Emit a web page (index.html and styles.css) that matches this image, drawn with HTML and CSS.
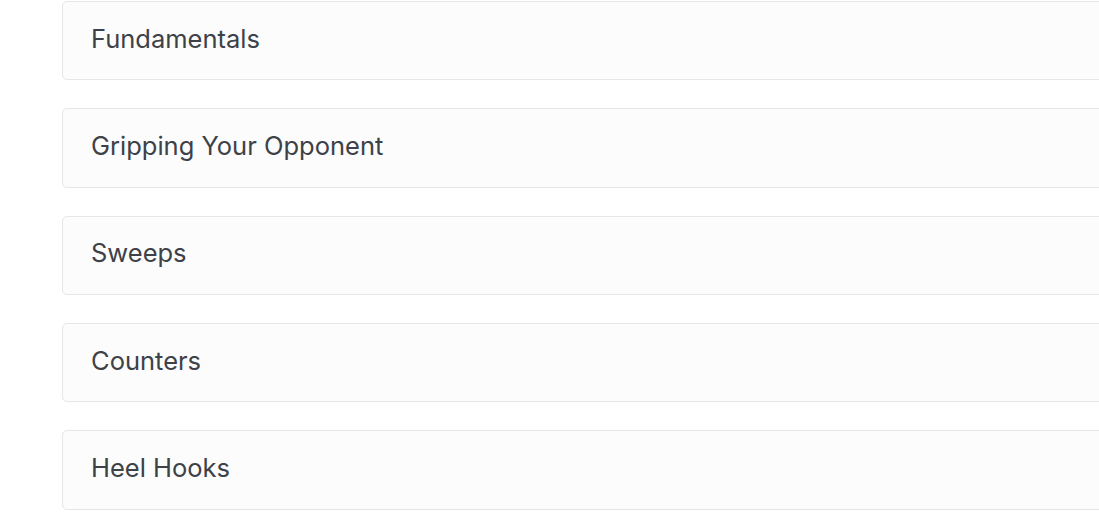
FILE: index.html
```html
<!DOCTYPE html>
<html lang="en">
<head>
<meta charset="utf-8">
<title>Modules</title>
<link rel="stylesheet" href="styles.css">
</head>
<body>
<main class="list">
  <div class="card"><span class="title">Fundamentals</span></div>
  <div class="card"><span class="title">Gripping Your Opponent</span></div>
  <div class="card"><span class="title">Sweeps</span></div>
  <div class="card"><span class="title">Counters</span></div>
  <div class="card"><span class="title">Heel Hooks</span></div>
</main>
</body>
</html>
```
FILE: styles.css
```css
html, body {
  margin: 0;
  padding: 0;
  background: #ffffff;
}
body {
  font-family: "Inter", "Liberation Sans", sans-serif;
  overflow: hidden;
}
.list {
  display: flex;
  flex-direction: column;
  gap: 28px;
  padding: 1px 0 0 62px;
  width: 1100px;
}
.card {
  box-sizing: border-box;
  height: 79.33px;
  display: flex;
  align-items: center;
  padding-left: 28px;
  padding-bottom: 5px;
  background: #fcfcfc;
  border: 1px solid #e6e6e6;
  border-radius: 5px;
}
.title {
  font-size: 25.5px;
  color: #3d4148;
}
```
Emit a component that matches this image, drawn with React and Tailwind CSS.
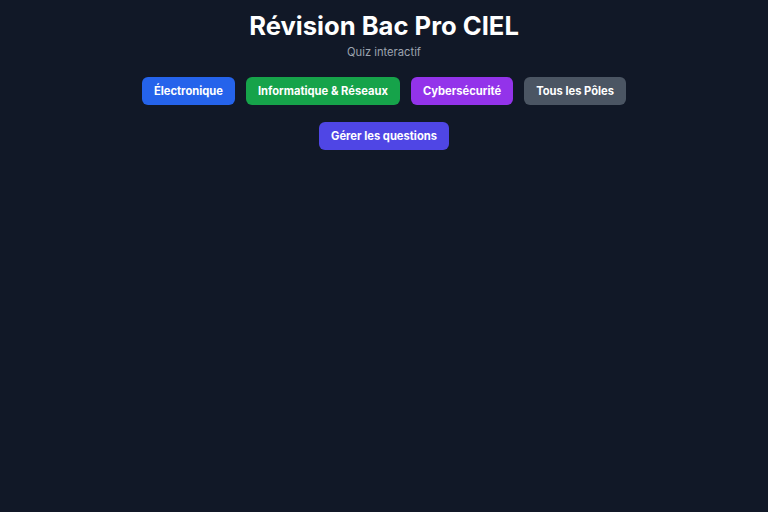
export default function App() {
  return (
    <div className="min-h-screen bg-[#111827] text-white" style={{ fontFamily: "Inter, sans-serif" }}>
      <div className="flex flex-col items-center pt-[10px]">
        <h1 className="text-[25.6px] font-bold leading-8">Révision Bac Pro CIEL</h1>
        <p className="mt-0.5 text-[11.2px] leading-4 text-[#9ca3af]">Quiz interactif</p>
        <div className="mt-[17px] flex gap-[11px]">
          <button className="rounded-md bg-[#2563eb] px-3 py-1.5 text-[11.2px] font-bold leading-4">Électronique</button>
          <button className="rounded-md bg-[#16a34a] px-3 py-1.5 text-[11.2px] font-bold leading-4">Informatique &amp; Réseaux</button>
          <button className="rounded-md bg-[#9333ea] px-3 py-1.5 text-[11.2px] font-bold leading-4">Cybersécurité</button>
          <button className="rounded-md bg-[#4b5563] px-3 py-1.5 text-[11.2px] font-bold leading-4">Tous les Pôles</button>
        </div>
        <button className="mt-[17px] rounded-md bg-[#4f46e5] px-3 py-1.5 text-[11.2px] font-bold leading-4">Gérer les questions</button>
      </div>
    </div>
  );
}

◇ ◇ ◇ ◇

§ Short exercise
The entries above are to be returned exactly, without their pictures.

§ Written answer
Emit a web page (index.html and styles.css) that matches this image, drawn with HTML and CSS.
FILE: index.html
```html
<!DOCTYPE html>
<html lang="en">
<head>
<meta charset="utf-8">
<title>Modules</title>
<link rel="stylesheet" href="styles.css">
</head>
<body>
<main class="list">
  <div class="card"><span class="title">Fundamentals</span></div>
  <div class="card"><span class="title">Gripping Your Opponent</span></div>
  <div class="card"><span class="title">Sweeps</span></div>
  <div class="card"><span class="title">Counters</span></div>
  <div class="card"><span class="title">Heel Hooks</span></div>
</main>
</body>
</html>
```
FILE: styles.css
```css
html, body {
  margin: 0;
  padding: 0;
  background: #ffffff;
}
body {
  font-family: "Inter", "Liberation Sans", sans-serif;
  overflow: hidden;
}
.list {
  display: flex;
  flex-direction: column;
  gap: 28px;
  padding: 1px 0 0 62px;
  width: 1100px;
}
.card {
  box-sizing: border-box;
  height: 79.33px;
  display: flex;
  align-items: center;
  padding-left: 28px;
  padding-bottom: 5px;
  background: #fcfcfc;
  border: 1px solid #e6e6e6;
  border-radius: 5px;
}
.title {
  font-size: 25.5px;
  color: #3d4148;
}
```
Emit a component that matches this image, drawn with React and Tailwind CSS.
export default function App() {
  return (
    <div className="min-h-screen bg-[#111827] text-white" style={{ fontFamily: "Inter, sans-serif" }}>
      <div className="flex flex-col items-center pt-[10px]">
        <h1 className="text-[25.6px] font-bold leading-8">Révision Bac Pro CIEL</h1>
        <p className="mt-0.5 text-[11.2px] leading-4 text-[#9ca3af]">Quiz interactif</p>
        <div className="mt-[17px] flex gap-[11px]">
          <button className="rounded-md bg-[#2563eb] px-3 py-1.5 text-[11.2px] font-bold leading-4">Électronique</button>
          <button className="rounded-md bg-[#16a34a] px-3 py-1.5 text-[11.2px] font-bold leading-4">Informatique &amp; Réseaux</button>
          <button className="rounded-md bg-[#9333ea] px-3 py-1.5 text-[11.2px] font-bold leading-4">Cybersécurité</button>
          <button className="rounded-md bg-[#4b5563] px-3 py-1.5 text-[11.2px] font-bold leading-4">Tous les Pôles</button>
        </div>
        <button className="mt-[17px] rounded-md bg-[#4f46e5] px-3 py-1.5 text-[11.2px] font-bold leading-4">Gérer les questions</button>
      </div>
    </div>
  );
}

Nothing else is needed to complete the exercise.